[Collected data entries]
• • •

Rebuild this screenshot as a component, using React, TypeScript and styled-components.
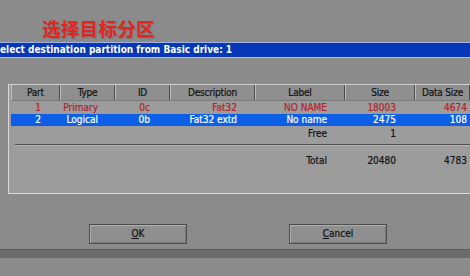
import React from "react";
import styled, { createGlobalStyle } from "styled-components";

const Global = createGlobalStyle`
  html, body { margin: 0; padding: 0; background: #8b8b8b; overflow: hidden; }
  #root { width: 470px; height: 276px; }
`;

const Page = styled.div`
  width: 470px;
  height: 276px;
  display: flex;
  flex-direction: column;
  background: #8b8b8b;
  font-family: "Liberation Sans Narrow", "DejaVu Sans Condensed", "Liberation Sans", sans-serif;
  overflow: hidden;
`;

const Title = styled.div`
  margin-top: 16px;
  padding-left: 42px;
  height: 25px;
  line-height: 25px;
  font-family: "Noto Sans CJK SC", "Noto Sans", sans-serif;
  font-weight: 700;
  font-size: 18.5px;
  color: #e5231f;
  letter-spacing: 0.3px;
  text-shadow: 1px 1px 1px rgba(60, 60, 60, 0.35);
`;

const Bar = styled.div`
  margin-top: 1px;
  height: 14px;
  background: #0637b8;
  border-top: 1px solid #9fb3e6;
  border-bottom: 1px solid #b7c2dc;
  color: #ffffff;
  font-family: "DejaVu Sans Condensed", "DejaVu Sans", sans-serif;
  font-weight: 700;
  font-size: 10px;
  line-height: 14px;
  white-space: nowrap;
`;

const Panel = styled.div`
  margin-top: 26px;
  margin-left: 8px;
  margin-right: -20px;
  height: 108px;
  background: #9c9c9c;
  border-top: 1px solid #cfcfcf;
  border-left: 1px solid #d8d8d8;
  border-bottom: 1px solid #d8d8d8;
  padding-left: 2px;
  display: flex;
  flex-direction: column;
  -webkit-text-stroke: 0.2px currentColor;
`;

const cols = "49px 55px 55px 85px 90px 70px 55px 1fr";

const Header = styled.div`
  display: grid;
  grid-template-columns: ${cols};
  height: 15px;
  background: #8f8f8f;
  border-bottom: 1px solid #7a7a7a;
`;

const HeadCell = styled.div`
  border-right: 1px solid #4a4a4a;
  border-left: 1px solid #bdbdbd;
  font-size: 10px;
  letter-spacing: -0.2px;
  line-height: 15px;
  text-align: center;
  color: #111;
  white-space: nowrap;
  &:last-child { border-right: none; }
`;

const Row = styled.div<{ $sel?: boolean; $h: number }>`
  display: grid;
  grid-template-columns: ${cols};
  height: ${(p) => p.$h}px;
  background: ${(p) => (p.$sel ? "#0c5fe6" : "transparent")};
  color: ${(p) => (p.$sel ? "#ffffff" : "#ad2529")};
  font-size: 10px;
  line-height: ${(p) => p.$h}px;
`;

const Cell = styled.div<{ $pad?: number }>`
  text-align: right;
  padding-right: ${(p) => (p.$pad === undefined ? 18 : p.$pad)}px;
  white-space: nowrap;
`;

const SumRow = styled.div<{ $top: number }>`
  display: grid;
  grid-template-columns: ${cols};
  margin-top: ${(p) => p.$top}px;
  height: 12px;
  line-height: 12px;
  font-size: 10px;
  color: #111;
`;

const Divider = styled.div`
  margin-top: 4px;
  margin-left: 4px;
  height: 1px;
  background: #4e4e4e;
  border-bottom: 1px solid #b5b5b5;
`;

const Buttons = styled.div`
  margin-top: 30px;
  display: flex;
  padding-left: 89px;
  gap: 102px;
`;

const Button = styled.div`
  width: 96px;
  height: 18px;
  border: 1px solid #4c4c4c;
  box-shadow: inset 1px 1px 0 #b0b0b0, inset -1px -1px 0 #7a7a7a;
  background: #8f8f8f;
  font-size: 10px;
  line-height: 18px;
  text-align: center;
  color: #111;
  -webkit-text-stroke: 0.2px currentColor;
  u { text-decoration: underline; text-underline-offset: 1px; }
`;

const Band = styled.div`
  margin-top: 5px;
  height: 8px;
  background: #6b6b6b;
  border-top: 1px solid #5a5a5a;
`;

export default function App() {
  return (
    <Page>
      <Global />
      <Title>选择目标分区</Title>
      <Bar>elect destination partition from Basic drive: 1</Bar>
      <Panel>
        <Header>
          <HeadCell>Part</HeadCell>
          <HeadCell>Type</HeadCell>
          <HeadCell>ID</HeadCell>
          <HeadCell>Description</HeadCell>
          <HeadCell>Label</HeadCell>
          <HeadCell>Size</HeadCell>
          <HeadCell>Data Size</HeadCell>
          <HeadCell />
        </Header>
        <Row $h={13}>
          <Cell $pad={19}>1</Cell>
          <Cell $pad={17}>Primary</Cell>
          <Cell $pad={20}>0c</Cell>
          <Cell>Fat32</Cell>
          <Cell>NO NAME</Cell>
          <Cell $pad={19}>18003</Cell>
          <Cell $pad={3}>4674</Cell>
        </Row>
        <Row $sel $h={12}>
          <Cell $pad={19}>2</Cell>
          <Cell $pad={17}>Logical</Cell>
          <Cell $pad={20}>0b</Cell>
          <Cell>Fat32 extd</Cell>
          <Cell>No name</Cell>
          <Cell $pad={19}>2475</Cell>
          <Cell $pad={3}>108</Cell>
        </Row>
        <SumRow $top={2}>
          <Cell />
          <Cell />
          <Cell />
          <Cell />
          <Cell>Free</Cell>
          <Cell $pad={19}>1</Cell>
          <Cell />
        </SumRow>
        <Divider />
        <SumRow $top={9}>
          <Cell />
          <Cell />
          <Cell />
          <Cell />
          <Cell>Total</Cell>
          <Cell $pad={19}>20480</Cell>
          <Cell $pad={3}>4783</Cell>
        </SumRow>
      </Panel>
      <Buttons>
        <Button><u>O</u>K</Button>
        <Button><u>C</u>ancel</Button>
      </Buttons>
      <Band />
    </Page>
  );
}
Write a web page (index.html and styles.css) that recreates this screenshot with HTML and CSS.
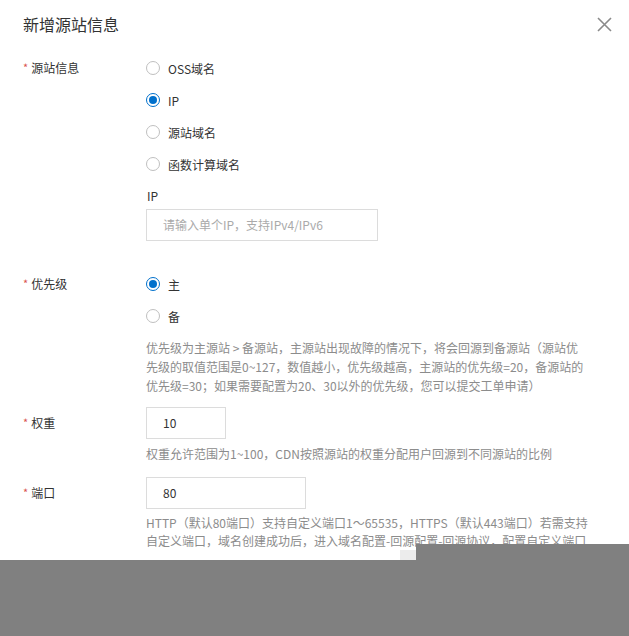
FILE: index.html
```html
<!DOCTYPE html>
<html lang="zh-CN">
<head>
<meta charset="utf-8">
<title>新增源站信息</title>
<link rel="stylesheet" href="styles.css">
</head>
<body>
<div class="dialog">
  <div class="header">
    <h1 class="title">新增源站信息</h1>
    <span class="close" aria-label="关闭">
      <svg width="15" height="15" viewBox="0 0 15 15"><path d="M1 1 L14 14 M14 1 L1 14" stroke="#8a8a8a" stroke-width="1.6" fill="none"/></svg>
    </span>
  </div>

  <div class="form">
    <div class="row row-origin">
      <div class="label"><span class="req">*</span>源站信息</div>
      <div class="control">
        <div class="radios">
          <div class="radio"><span class="dot"></span><span>OSS域名</span></div>
          <div class="radio checked"><span class="dot"></span><span>IP</span></div>
          <div class="radio"><span class="dot"></span><span>源站域名</span></div>
          <div class="radio"><span class="dot"></span><span>函数计算域名</span></div>
        </div>
        <div class="sublabel">IP</div>
        <div class="input input-ip placeholder">请输入单个IP，支持IPv4/IPv6</div>
      </div>
    </div>

    <div class="row row-priority">
      <div class="label"><span class="req">*</span>优先级</div>
      <div class="control">
        <div class="radios">
          <div class="radio checked"><span class="dot"></span><span>主</span></div>
          <div class="radio"><span class="dot"></span><span>备</span></div>
        </div>
        <p class="help help-priority">优先级为主源站 &gt; 备源站，主源站出现故障的情况下，将会回源到备源站（源站优<br>先级的取值范围是0~127，数值越小，优先级越高，主源站的优先级=20，备源站的<br>优先级=30；如果需要配置为20、30以外的优先级，您可以提交工单申请）</p>
      </div>
    </div>

    <div class="row row-weight">
      <div class="label label-input"><span class="req">*</span>权重</div>
      <div class="control">
        <div class="input input-weight">10</div>
        <p class="help help-weight">权重允许范围为1~100，CDN按照源站的权重分配用户回源到不同源站的比例</p>
      </div>
    </div>

    <div class="row row-port">
      <div class="label label-input"><span class="req">*</span>端口</div>
      <div class="control">
        <div class="input input-port">80</div>
        <p class="help help-port">HTTP（默认80端口）支持自定义端口1～65535，HTTPS（默认443端口）若需支持<br>自定义端口，域名创建成功后，进入域名配置-回源配置-回源协议，配置自定义端口</p>
      </div>
    </div>
  </div>
</div>

<div class="mask mask-bottom"></div>
<div class="mask mask-right"></div>
<div class="mask-patch"></div>
</body>
</html>
```

FILE: styles.css
```css
html, body {
  margin: 0;
  padding: 0;
  background: #ffffff;
}

body {
  width: 629px;
  height: 636px;
  overflow: hidden;
  position: relative;
  font-family: "Noto Sans CJK SC", "Microsoft YaHei", sans-serif;
  font-size: 12px;
  color: #333333;
}

.dialog {
  padding: 0 23px;
}

.header {
  position: relative;
  height: 36px;
  padding-top: 12px;
  box-sizing: border-box;
}

.title {
  margin: 0;
  font-size: 16px;
  line-height: 24px;
  font-weight: normal;
  color: #333333;
}

.close {
  position: absolute;
  right: -6px;
  top: 17px;
  width: 15px;
  height: 15px;
  display: block;
}

.close svg {
  display: block;
}

.form {
  margin-top: 16px;
}

.row {
  display: flex;
}

.label {
  width: 123px;
  flex: none;
  line-height: 32px;
  color: #333333;
}

.req {
  color: #d9534f;
  margin-right: 3px;
  font-size: 11px;
  position: relative;
  top: -1px;
}

.control {
  flex: 1;
}

.radios {
  display: flex;
  flex-direction: column;
}

.radio {
  display: flex;
  align-items: center;
  height: 32px;
  color: #333333;
}

.dot {
  width: 14px;
  height: 14px;
  box-sizing: border-box;
  border: 1px solid #bfbfbf;
  border-radius: 50%;
  margin-right: 8px;
  position: relative;
  background: #fff;
}

.radio.checked .dot {
  border-color: #0070cc;
}

.radio.checked .dot::after {
  content: "";
  position: absolute;
  left: 2px;
  top: 2px;
  width: 8px;
  height: 8px;
  border-radius: 50%;
  background: #0070cc;
}

.sublabel {
  margin-top: 6px;
  line-height: 20px;
  color: #333333;
  padding-left: 1px;
}

.input {
  box-sizing: border-box;
  height: 32px;
  border: 1px solid #dcdcdc;
  padding-left: 16px;
  line-height: 30px;
  color: #333333;
}

.input.placeholder {
  color: #aaaaaa;
}

.input-ip {
  margin-top: 3px;
  width: 232px;
}

.input-weight {
  width: 80px;
}

.input-port {
  width: 160px;
}

.help {
  margin: 0;
  color: #8c8c8c;
  white-space: nowrap;
}

.row-priority {
  margin-top: 27px;
}

.help-priority {
  margin-top: 6px;
  line-height: 19px;
}

.row-weight {
  margin-top: 12px;
}

.help-weight {
  margin-top: 5px;
  line-height: 19px;
}

.row-port {
  margin-top: 14px;
}

.help-port {
  margin-top: 5px;
  line-height: 18px;
}

.mask {
  position: absolute;
  background: #808080;
}

.mask-bottom {
  left: 0;
  right: 0;
  top: 560px;
  bottom: 0;
}

.mask-right {
  left: 416px;
  right: 0;
  top: 544px;
  height: 16px;
}

.mask-patch {
  position: absolute;
  left: 400px;
  top: 550px;
  width: 16px;
  height: 10px;
  background: #ececec;
}
```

• • •

■ **TASK TO COMPLETE**
Find each line holding the string "screenshot" and copy it out.

■ **TASK SOLUTION**
Rebuild this screenshot as a component, using React, TypeScript and styled-components.
Write a web page (index.html and styles.css) that recreates this screenshot with HTML and CSS.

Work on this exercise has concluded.